Class of 2020 graduates into worst job market since Great Depression

Photo by Meredith Seaver

Texas A&M Spring 2020 commencement ceremony is currently postponed.

The coronavirus pandemic has caused an unprecedented state of unemployment and cancelled many job offers. According to CNN, students graduating this year are fighting an uphill battle to find a job in the worst job market since the Great Depression.
Over 36 million people in the United States have become unemployed over the past two months, and at the same time seniors at many universities are entering a job market that is crashing, Wall Street Journal recently reported. Many students have had internships or job offers rescinded due to the unfortunate circumstances or know someone that has. Through all the unknown situations, students at Texas A&M have kept their heads held high as they persevere through these difficult times.
Finance senior Andrew Olinger said that quarantine has given him the opportunity to spend time with family and become more productive with the growing time on his hands.
“Honestly, I have enjoyed staying at home, so I am glad,” Olinger said. “I think I’m really close to my family, but also, I think it’s also been a chance for growth that has been able to bring out in this whole scenario.”
Olinger said he searched for a specific internship for over a year, and finally got an offer when the pandemic began.

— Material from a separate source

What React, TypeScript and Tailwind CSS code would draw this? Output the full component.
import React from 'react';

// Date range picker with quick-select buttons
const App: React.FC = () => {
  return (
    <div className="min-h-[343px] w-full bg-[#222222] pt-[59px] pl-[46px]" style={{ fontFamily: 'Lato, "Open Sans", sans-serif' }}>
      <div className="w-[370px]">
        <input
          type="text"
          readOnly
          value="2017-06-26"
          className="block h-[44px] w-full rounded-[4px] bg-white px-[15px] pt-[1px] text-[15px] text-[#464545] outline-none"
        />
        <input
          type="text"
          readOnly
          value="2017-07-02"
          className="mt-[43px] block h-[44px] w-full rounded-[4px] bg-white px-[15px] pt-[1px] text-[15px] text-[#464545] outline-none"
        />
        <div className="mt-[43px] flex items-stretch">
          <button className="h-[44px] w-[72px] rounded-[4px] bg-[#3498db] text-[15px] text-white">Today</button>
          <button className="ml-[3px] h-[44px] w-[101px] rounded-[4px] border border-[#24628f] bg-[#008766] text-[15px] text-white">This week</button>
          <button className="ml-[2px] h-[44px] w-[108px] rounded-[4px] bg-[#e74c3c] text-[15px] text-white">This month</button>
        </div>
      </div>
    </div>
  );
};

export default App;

He held out hope his internship would be the one that would make it through.
“I was really banking on it still to happen even in April, where some of my friends had lost it by April or March even,” Olinger said. “Then May rolled around, and then May 1 they emailed out that they were cutting everything, which was a huge bummer.”
Psychology senior Kalli Matson was in the middle of a semester-long internship at the Brazos County District Attorney’s office in March when she got the call the rest of her internship would be up in the air. She was gaining experience in criminal law in hopes of clarifying what type of law she might enjoy working in most.
“I was bummed because there was a trial that was set to be in late March,” Matson said. “Just not getting that full experience, which in hindsight, is nothing compared to what other people are going through in their losses, but it was definitely disappointing to not be able to complete that.”
Another student, recently-graduated marketing senior Hailey Motsenbocker, had an internship lined up this summer in conjunction with her master’s program for which she will return to A&M in the fall. The internship was with Saber, an airlines technology solutions company. With the airline and travel industry taking such a big hit due to COVID-19, this was cause for concern for Motsenbocker.
“It’s crazy. The airline industry in general is pretty messed up right now, but all the interns were cut and out of everyone that I talked to, I was the first person that I knew that had their internship cut,” Motsenbocker said. “Once everything started, I kind of saw it coming, but as much as one can prepare for that, it is still upsetting when it happens.”
Despite the challenges everyone has been facing with the cancelations over the past few months, Motsenbocker said she is trying to keep her spirits high. She said she was able to go back to her previous internship at the George Bush Library on campus, unlike many others.
“Luckily, I’ve been able to get my George Bush internship approved, so I can stay there this summer,” Motsenbocker said. “I am definitely grateful for that because most people don’t even have an internship at all, so being able to go back to my previous internship/job is definitely super nice.”
Through the difficulties of the pandemic, many people have been continuously trying to make the most out of their situations. Olinger said he is working to come out of this pandemic as a different, better person.
“Make sure you’re bettering yourself, make sure you’re growing, make sure you’re pushing yourself in different areas that maybe were weaknesses or maybe focus on your strengths,” Olinger said.